START RECORDS SUPPLIED

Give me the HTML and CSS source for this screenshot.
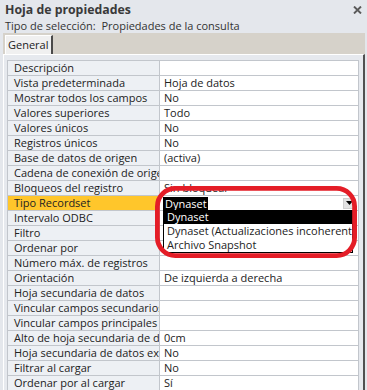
FILE: index.html
```html
<!DOCTYPE html>
<html lang="es">

<head>
    <meta charset="UTF-8">
    <meta name="viewport" content="width=device-width, initial-scale=1.0">
    <title>Hoja de propiedades</title>
    <link rel="stylesheet" href="styles.css">
</head>

<body>
    <div class="title-bar">
        <span class="title">Hoja de propiedades</span>
        <svg class="close" width="9" height="8" viewBox="0 0 9 8">
            <path d="M1 0.5 L8 7.5 M8 0.5 L1 7.5" stroke="#5a5a5a" stroke-width="1.9" fill="none" />
        </svg>
    </div>
    <div class="selection">Tipo de selección:  Propiedades de la consulta</div>

    <div class="tabs">
        <div class="tab">General</div>
    </div>

    <div class="panel">
        <div class="props">
            <div class="label">Descripción</div>
            <div class="value"></div>
            <div class="label">Vista predeterminada</div>
            <div class="value">Hoja de datos</div>
            <div class="label">Mostrar todos los campos</div>
            <div class="value">No</div>
            <div class="label">Valores superiores</div>
            <div class="value">Todo</div>
            <div class="label">Valores únicos</div>
            <div class="value">No</div>
            <div class="label">Registros únicos</div>
            <div class="value">No</div>
            <div class="label">Base de datos de origen</div>
            <div class="value">(activa)</div>
            <div class="label">Cadena de conexión de origen</div>
            <div class="value"></div>
            <div class="label">Bloqueos del registro</div>
            <div class="value">Sin bloquear</div>
            <div class="label active">Tipo Recordset</div>
            <div class="value">
                <div class="combo">
                    <span class="selected">Dynaset</span>
                    <span class="arrow">
                        <svg width="7" height="4" viewBox="0 0 7 4">
                            <path d="M0 0 H7 L3.5 4 Z" fill="#000" />
                        </svg>
                    </span>
                    <div class="list">
                        <div class="item current">Dynaset</div>
                        <div class="item">Dynaset (Actualizaciones incoherentes)</div>
                        <div class="item">Archivo Snapshot</div>
                    </div>
                    <svg class="callout" width="202" height="72" viewBox="0 0 202 72">
                        <rect x="2.4" y="2.4" width="197.2" height="67.2" rx="18" ry="18" fill="none" stroke="#e41d27" stroke-width="4.8" />
                    </svg>
                </div>
            </div>
            <div class="label">Intervalo ODBC</div>
            <div class="value"></div>
            <div class="label">Filtro</div>
            <div class="value"></div>
            <div class="label">Ordenar por</div>
            <div class="value"></div>
            <div class="label">Número máx. de registros</div>
            <div class="value"></div>
            <div class="label">Orientación</div>
            <div class="value">De izquierda a derecha</div>
            <div class="label">Hoja secundaria de datos</div>
            <div class="value"></div>
            <div class="label">Vincular campos secundarios</div>
            <div class="value"></div>
            <div class="label">Vincular campos principales</div>
            <div class="value"></div>
            <div class="label">Alto de hoja secundaria de datos</div>
            <div class="value">0cm</div>
            <div class="label">Hoja secundaria de datos expandida</div>
            <div class="value">No</div>
            <div class="label">Filtrar al cargar</div>
            <div class="value">No</div>
            <div class="label">Ordenar por al cargar</div>
            <div class="value">Sí</div>
        </div>
    </div>
</body>

</html>
```
FILE: styles.css
```css
body {
    margin: 0;
    height: 390px;
    overflow: hidden;
    background-color: #e4e7ec;
    font-family: "Open Sans", sans-serif;
    font-size: 11px;
    color: #222;
}

.title-bar {
    display: flex;
    justify-content: space-between;
    align-items: center;
    height: 19px;
    padding: 0 5px 0 5px;
}

.title {
    font-size: 12.3px;
    font-weight: bold;
    color: #3a3a3a;
}

.close {
    margin-top: 1px;
}

.selection {
    height: 14px;
    line-height: 14px;
    padding-left: 5px;
    white-space: pre;
    color: #333;
}

.tabs {
    display: flex;
    align-items: flex-end;
    height: 21px;
    margin: 0 2px 0 3px;
    padding-left: 2px;
    background-color: #d6d2ca;
}

.tab {
    box-sizing: border-box;
    height: 19px;
    line-height: 17px;
    padding: 0 3px 0 2px;
    background-color: #f0f0f0;
    border-top: 1px solid #fff;
    border-left: 1px solid #fff;
    border-right: 2px solid #4a4a4a;
}

.panel {
    margin: 0 2px 0 3px;
    padding: 5px 4px 0 3px;
    background-color: #e6e9ee;
    border-top: 1px solid #fff;
    border-left: 1px solid #fff;
    border-right: 2px solid #505050;
}

.props {
    display: grid;
    grid-template-columns: 151px 198px;
    grid-auto-rows: 14px;
    gap: 1px;
    background-color: #c2c6cc;
    border: 1px solid #c2c6cc;
}

.label,
.value {
    line-height: 14px;
    white-space: nowrap;
    overflow: hidden;
}

.label {
    padding: 0 1px 0 6px;
    background-color: #edf0f4;
}

.label.active {
    background-color: #ffc62b;
}

.value {
    padding-left: 4px;
    background-color: #fff;
}

.value:has(.combo) {
    padding-left: 0;
    overflow: visible;
}

.combo {
    position: relative;
    display: flex;
    align-items: center;
    height: 14px;
}

.selected {
    margin-left: 3px;
    padding: 0 1px 0 2px;
    line-height: 13px;
    background-color: #000;
    color: #fff;
}

.arrow {
    display: flex;
    align-items: center;
    justify-content: center;
    width: 12px;
    height: 11px;
    margin-left: auto;
    margin-right: 3px;
    background-color: #e2e2e2;
    border: 1px solid #cfcfcf;
    box-sizing: border-box;
}

.list {
    position: absolute;
    left: 3px;
    top: 14px;
    z-index: 1;
    box-sizing: border-box;
    width: 190px;
    background-color: #fff;
    border: 1px solid #000;
    border-top: none;
}

.item {
    height: 14px;
    line-height: 14px;
    padding-left: 3px;
    white-space: nowrap;
    overflow: hidden;
}

.item.current {
    background-color: #000;
    color: #fff;
}

.callout {
    position: absolute;
    left: -5px;
    top: -10px;
    z-index: 2;
    pointer-events: none;
}
```
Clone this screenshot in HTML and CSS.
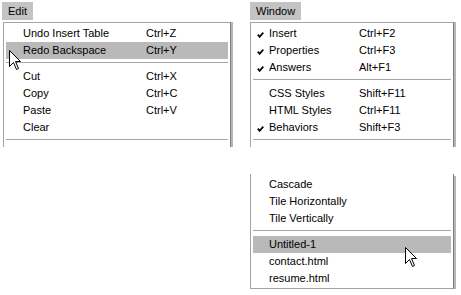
FILE: index.html
```html
<!DOCTYPE html>
<html lang="en">
<head>
    <meta charset="UTF-8">
    <title>Edit and Window menus</title>
    <link rel="stylesheet" href="styles.css">
</head>
<body>
    <div class="menu-column edit-column">
        <div class="menu-tab">Edit</div>
        <div class="menu edit-menu cut-off">
            <div class="item"><span>Undo Insert Table</span><span>Ctrl+Z</span></div>
            <div class="item active">
                <span>Redo Backspace</span><span>Ctrl+Y</span>
                <svg class="pointer edit-pointer" width="14" height="22" viewBox="0 0 14 22">
                    <path d="M0.5 0.5 L0.5 16.5 L4.5 12.5 L7.5 19.5 L9.5 18.5 L6.5 11.5 L11.5 11.5 Z" fill="#fff" stroke="#000" stroke-width="1"/>
                </svg>
            </div>
            <div class="separator"></div>
            <div class="item"><span>Cut</span><span>Ctrl+X</span></div>
            <div class="item"><span>Copy</span><span>Ctrl+C</span></div>
            <div class="item"><span>Paste</span><span>Ctrl+V</span></div>
            <div class="item"><span>Clear</span><span></span></div>
            <div class="separator"></div>
        </div>
    </div>

    <div class="menu-column window-column">
        <div class="menu-tab">Window</div>
        <div class="menu window-menu cut-off">
            <div class="item">
                <svg class="check" width="7" height="6" viewBox="0 0 7 6"><path d="M0.8 2.6 L2.6 4.8 L6.3 0.6" fill="none" stroke="#000" stroke-width="1.7"/></svg>
                <span>Insert</span><span>Ctrl+F2</span>
            </div>
            <div class="item">
                <svg class="check" width="7" height="6" viewBox="0 0 7 6"><path d="M0.8 2.6 L2.6 4.8 L6.3 0.6" fill="none" stroke="#000" stroke-width="1.7"/></svg>
                <span>Properties</span><span>Ctrl+F3</span>
            </div>
            <div class="item">
                <svg class="check" width="7" height="6" viewBox="0 0 7 6"><path d="M0.8 2.6 L2.6 4.8 L6.3 0.6" fill="none" stroke="#000" stroke-width="1.7"/></svg>
                <span>Answers</span><span>Alt+F1</span>
            </div>
            <div class="separator"></div>
            <div class="item"><span>CSS Styles</span><span>Shift+F11</span></div>
            <div class="item"><span>HTML Styles</span><span>Ctrl+F11</span></div>
            <div class="item">
                <svg class="check" width="7" height="6" viewBox="0 0 7 6"><path d="M0.8 2.6 L2.6 4.8 L6.3 0.6" fill="none" stroke="#000" stroke-width="1.7"/></svg>
                <span>Behaviors</span><span>Shift+F3</span>
            </div>
            <div class="separator"></div>
        </div>

        <div class="menu window-menu cut-top">
            <div class="item"><span>Cascade</span><span></span></div>
            <div class="item"><span>Tile Horizontally</span><span></span></div>
            <div class="item"><span>Tile Vertically</span><span></span></div>
            <div class="separator"></div>
            <div class="item active">
                <span>Untitled-1</span><span></span>
                <svg class="pointer window-pointer" width="14" height="22" viewBox="0 0 14 22">
                    <path d="M0.5 0.5 L0.5 16.5 L4.5 12.5 L7.5 19.5 L9.5 18.5 L6.5 11.5 L11.5 11.5 Z" fill="#fff" stroke="#000" stroke-width="1"/>
                </svg>
            </div>
            <div class="item"><span>contact.html</span><span></span></div>
            <div class="item"><span>resume.html</span><span></span></div>
        </div>
    </div>
</body>
</html>
```
FILE: styles.css
```css
body {
    margin: 0;
    padding: 2px 0 0 2px;
    background: #fff;
    color: #000;
    font-family: "Liberation Sans", Arial, sans-serif;
    font-size: 11px;
    display: flex;
    align-items: flex-start;
}

.edit-column {
    width: 248px;
}

.window-column {
    width: 206px;
}

.menu-tab {
    display: inline-block;
    height: 18px;
    line-height: 18px;
    padding: 0 6px;
    background: #c3c3c3;
}

.menu {
    margin-top: 2px;
    padding: 2px;
    border: 1px solid #a4a4a4;
    border-right-color: #7c7c7c;
    background: #fff;
    box-shadow: 2px 2px 0 #b6b6b6;
}

.edit-menu {
    margin-left: 1px;
    width: 228px;
    box-sizing: border-box;
}

.window-menu {
    width: 204px;
    box-sizing: border-box;
}

.cut-off {
    border-bottom: none;
    box-shadow: 2px 0 0 #b6b6b6;
}

.cut-top {
    margin-top: 27px;
    border-top: none;
    padding-bottom: 1px;
}

.item {
    position: relative;
    display: grid;
    height: 17px;
    line-height: 17px;
    padding-left: 17px;
    white-space: nowrap;
}

.edit-menu .item {
    grid-template-columns: 123px 1fr;
}

.window-menu .item {
    grid-template-columns: 90px 1fr;
    padding-left: 16px;
}

.item.active {
    background: #b9b9b9;
}

.check {
    position: absolute;
    left: 4px;
    top: 7px;
}

.separator {
    height: 1px;
    margin: 3px 0 5px;
    background: #a6a6a6;
}

.pointer {
    position: absolute;
    pointer-events: none;
}

.edit-pointer {
    left: 3px;
    top: 8px;
}

.window-pointer {
    left: 152px;
    top: 11px;
}
```
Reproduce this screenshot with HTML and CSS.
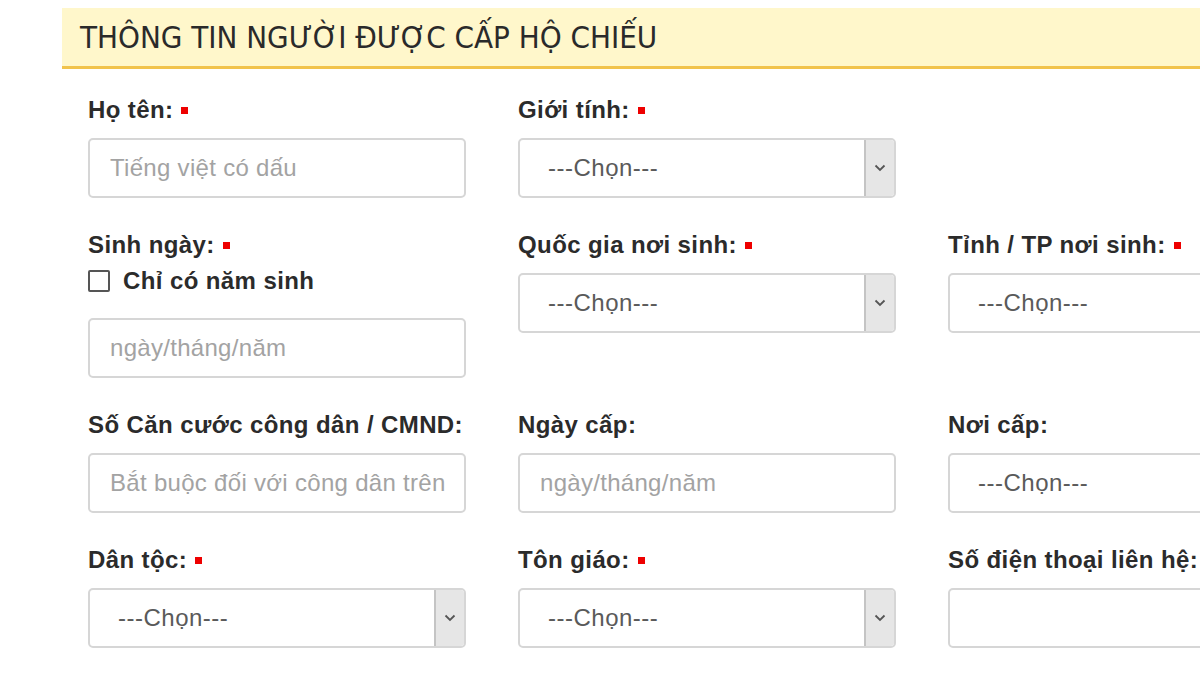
FILE: index.html
```html
<!DOCTYPE html>
<html lang="vi">
<head>
<meta charset="utf-8">
<title>Thông tin người được cấp hộ chiếu</title>
<link rel="stylesheet" href="styles.css">
</head>
<body>
<div class="page">
  <div class="section-head">
    <h2 class="section-title">THÔNG TIN NGƯỜI ĐƯỢC CẤP HỘ CHIẾU</h2>
  </div>
  <div class="form-grid">
    <div class="field">
      <label class="lbl">Họ tên: <span class="req"></span></label>
      <div class="input"><span class="ph">Tiếng việt có dấu</span></div>
    </div>
    <div class="field">
      <label class="lbl">Giới tính: <span class="req"></span></label>
      <div class="input select"><span class="val">---Chọn---</span><span class="arrow"><svg width="12" height="8" viewBox="0 0 12 8"><path d="M1.5 1.5 L6 6 L10.5 1.5" fill="none" stroke="#555" stroke-width="1.8"/></svg></span></div>
    </div>
    <div class="field"></div>

    <div class="field">
      <label class="lbl">Sinh ngày: <span class="req"></span></label>
      <div class="check-row"><span class="checkbox"></span><span class="check-text">Chỉ có năm sinh</span></div>
      <div class="input"><span class="ph">ngày/tháng/năm</span></div>
    </div>
    <div class="field">
      <label class="lbl">Quốc gia nơi sinh: <span class="req"></span></label>
      <div class="input select"><span class="val">---Chọn---</span><span class="arrow"><svg width="12" height="8" viewBox="0 0 12 8"><path d="M1.5 1.5 L6 6 L10.5 1.5" fill="none" stroke="#555" stroke-width="1.8"/></svg></span></div>
    </div>
    <div class="field">
      <label class="lbl">Tỉnh / TP nơi sinh: <span class="req"></span></label>
      <div class="input select"><span class="val">---Chọn---</span><span class="arrow"><svg width="12" height="8" viewBox="0 0 12 8"><path d="M1.5 1.5 L6 6 L10.5 1.5" fill="none" stroke="#555" stroke-width="1.8"/></svg></span></div>
    </div>

    <div class="field">
      <label class="lbl">Số Căn cước công dân / CMND:</label>
      <div class="input"><span class="ph">Bắt buộc đối với công dân trên</span></div>
    </div>
    <div class="field">
      <label class="lbl">Ngày cấp:</label>
      <div class="input"><span class="ph">ngày/tháng/năm</span></div>
    </div>
    <div class="field">
      <label class="lbl">Nơi cấp:</label>
      <div class="input select"><span class="val">---Chọn---</span><span class="arrow"><svg width="12" height="8" viewBox="0 0 12 8"><path d="M1.5 1.5 L6 6 L10.5 1.5" fill="none" stroke="#555" stroke-width="1.8"/></svg></span></div>
    </div>

    <div class="field">
      <label class="lbl">Dân tộc: <span class="req"></span></label>
      <div class="input select"><span class="val">---Chọn---</span><span class="arrow"><svg width="12" height="8" viewBox="0 0 12 8"><path d="M1.5 1.5 L6 6 L10.5 1.5" fill="none" stroke="#555" stroke-width="1.8"/></svg></span></div>
    </div>
    <div class="field">
      <label class="lbl">Tôn giáo: <span class="req"></span></label>
      <div class="input select"><span class="val">---Chọn---</span><span class="arrow"><svg width="12" height="8" viewBox="0 0 12 8"><path d="M1.5 1.5 L6 6 L10.5 1.5" fill="none" stroke="#555" stroke-width="1.8"/></svg></span></div>
    </div>
    <div class="field">
      <label class="lbl">Số điện thoại liên hệ:</label>
      <div class="input"></div>
    </div>
  </div>
</div>
</body>
</html>
```

FILE: styles.css
```css
html, body {
  margin: 0;
  padding: 0;
  background: #ffffff;
  overflow: hidden;
}

body {
  width: 1200px;
  height: 675px;
  font-family: "Liberation Sans", Arial, sans-serif;
  color: #333333;
}

.page {
  padding: 8px 0 0 62px;
  width: 1138px;
  overflow: hidden;
}

.section-head {
  background: #fff7cb;
  border-bottom: 3px solid #f1c34c;
  height: 58px;
  display: flex;
  align-items: center;
  padding-left: 18px;
}

.section-title {
  margin: 0;
  font-family: "DejaVu Sans Condensed", "DejaVu Sans", sans-serif;
  font-weight: normal;
  font-size: 31px;
  color: #2a2a2a;
  letter-spacing: 0;
}

.form-grid {
  display: grid;
  grid-template-columns: 378px 378px 378px;
  column-gap: 52px;
  row-gap: 34px;
  padding: 28px 0 0 26px;
  align-items: start;
}

.field {
  display: flex;
  flex-direction: column;
}

.lbl {
  font-weight: bold;
  font-size: 24px;
  line-height: 26px;
  letter-spacing: 0.4px;
  color: #2b2b2b;
  margin-bottom: 15px;
  display: flex;
  align-items: center;
  white-space: nowrap;
}

.req {
  display: inline-block;
  width: 7px;
  height: 7px;
  background: #ee0000;
  margin-left: 8px;
}

.check-row {
  display: flex;
  align-items: center;
  height: 26px;
  margin-top: -5px;
  margin-bottom: 24px;
}

.checkbox {
  width: 18px;
  height: 18px;
  border: 2px solid #555555;
  border-radius: 2px;
  margin-right: 13px;
}

.check-text {
  font-weight: bold;
  font-size: 24px;
  letter-spacing: 0.4px;
  color: #2b2b2b;
}

.input {
  box-sizing: border-box;
  height: 60px;
  border: 2px solid #d6d6d6;
  border-radius: 5px;
  display: flex;
  align-items: center;
  padding-left: 20px;
  font-size: 24px;
  letter-spacing: 0.3px;
  background: #ffffff;
}

.ph {
  color: #a3a3a3;
  white-space: nowrap;
  overflow: hidden;
}

.select {
  padding-left: 28px;
}

.val {
  color: #5a5a5a;
  flex: 1;
  letter-spacing: 0.5px;
}

.arrow {
  align-self: stretch;
  width: 28px;
  background: #e6e6e6;
  border-left: 2px solid #c4c4c4;
  border-radius: 0 3px 3px 0;
  display: flex;
  align-items: center;
  justify-content: center;
}
```
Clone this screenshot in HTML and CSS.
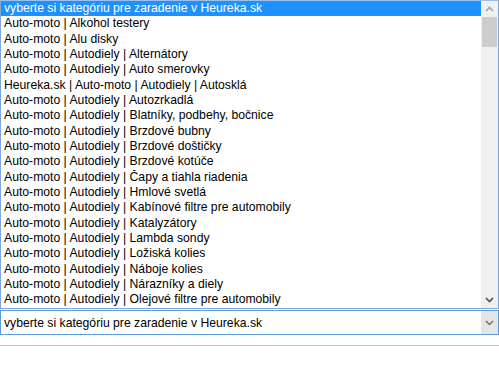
FILE: index.html
```html
<!DOCTYPE html>
<html>
<head>
<meta charset="utf-8">
<link rel="stylesheet" href="styles.css">
</head>
<body>
<div class="listbox">
  <ul class="options">
    <li class="selected">vyberte si kategóriu pre zaradenie v Heureka.sk</li>
    <li>Auto-moto | Alkohol testery</li>
    <li>Auto-moto | Alu disky</li>
    <li>Auto-moto | Autodiely | Alternátory</li>
    <li>Auto-moto | Autodiely | Auto smerovky</li>
    <li>Heureka.sk | Auto-moto | Autodiely | Autosklá</li>
    <li>Auto-moto | Autodiely | Autozrkadlá</li>
    <li>Auto-moto | Autodiely | Blatníky, podbehy, bočnice</li>
    <li>Auto-moto | Autodiely | Brzdové bubny</li>
    <li>Auto-moto | Autodiely | Brzdové doštičky</li>
    <li>Auto-moto | Autodiely | Brzdové kotúče</li>
    <li>Auto-moto | Autodiely | Čapy a tiahla riadenia</li>
    <li>Auto-moto | Autodiely | Hmlové svetlá</li>
    <li>Auto-moto | Autodiely | Kabínové filtre pre automobily</li>
    <li>Auto-moto | Autodiely | Katalyzátory</li>
    <li>Auto-moto | Autodiely | Lambda sondy</li>
    <li>Auto-moto | Autodiely | Ložiská kolies</li>
    <li>Auto-moto | Autodiely | Náboje kolies</li>
    <li>Auto-moto | Autodiely | Nárazníky a diely</li>
    <li>Auto-moto | Autodiely | Olejové filtre pre automobily</li>
  </ul>
  <div class="scrollbar">
    <div class="sb-btn up">
      <svg width="9" height="6" viewBox="0 0 9 6"><path d="M1 5 L4.5 1.5 L8 5" fill="none" stroke="#a3a3a3" stroke-width="1.6"/></svg>
    </div>
    <div class="sb-track">
      <div class="sb-thumb"></div>
    </div>
    <div class="sb-btn down">
      <svg width="9" height="6" viewBox="0 0 9 6"><path d="M1 1 L4.5 4.5 L8 1" fill="none" stroke="#505050" stroke-width="1.6"/></svg>
    </div>
  </div>
</div>
<div class="select">
  <span class="select-text">vyberte si kategóriu pre zaradenie v Heureka.sk</span>
  <span class="select-arrow">
    <svg width="9" height="6" viewBox="0 0 9 6"><path d="M1 1 L4.5 4.5 L8 1" fill="none" stroke="#6b6b6b" stroke-width="1.4"/></svg>
  </span>
</div>
<div class="rule"></div>
</body>
</html>
```

FILE: styles.css
```css
html, body {
  margin: 0;
  padding: 0;
  background: #ffffff;
}

body {
  font-family: "Liberation Sans", Arial, sans-serif;
  font-size: 12.2px;
  color: #000000;
}

.listbox {
  display: flex;
  width: 499px;
  height: 309px;
  box-sizing: border-box;
  border: 1px solid #7fa6d6;
  border-top-color: #9cc0ea;
  overflow: hidden;
}

.options {
  list-style: none;
  margin: 0;
  padding: 0;
  flex: 1;
  min-width: 0;
}

.options li {
  line-height: 15.33px;
  height: 15.33px;
  padding: 0 3px;
  white-space: nowrap;
  overflow: hidden;
}

.options li.selected {
  background: #1e90ff;
  color: #ffffff;
}

.scrollbar {
  width: 17px;
  display: flex;
  flex-direction: column;
  background: #f0f0f0;
}

.sb-btn {
  height: 16px;
  display: flex;
  align-items: center;
  justify-content: center;
}

.sb-track {
  flex: 1;
  padding: 0 1px;
}

.sb-thumb {
  height: 30px;
  background: #cdcdcd;
}

.select {
  margin-top: 1px;
  width: 499px;
  height: 25px;
  box-sizing: border-box;
  border: 1px solid #5a9be0;
  display: flex;
  align-items: center;
  background: #ffffff;
}

.select-text {
  flex: 1;
  padding-left: 3px;
  white-space: nowrap;
}

.select-arrow {
  width: 17px;
  align-self: stretch;
  background: #e5e5e5;
  display: flex;
  align-items: center;
  justify-content: center;
}

.rule {
  margin-top: 10px;
  height: 0;
  border-top: 1px solid #c4c4c4;
  width: 499px;
}
```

END RECORDS SUPPLIED

YOUR GOAL :: Reproduce each line of the entries in which the word "screenshot" is found.

RESULT BELOW ::
Give me the HTML and CSS source for this screenshot.
Clone this screenshot in HTML and CSS.
Reproduce this screenshot with HTML and CSS.
Clone this screenshot in HTML and CSS.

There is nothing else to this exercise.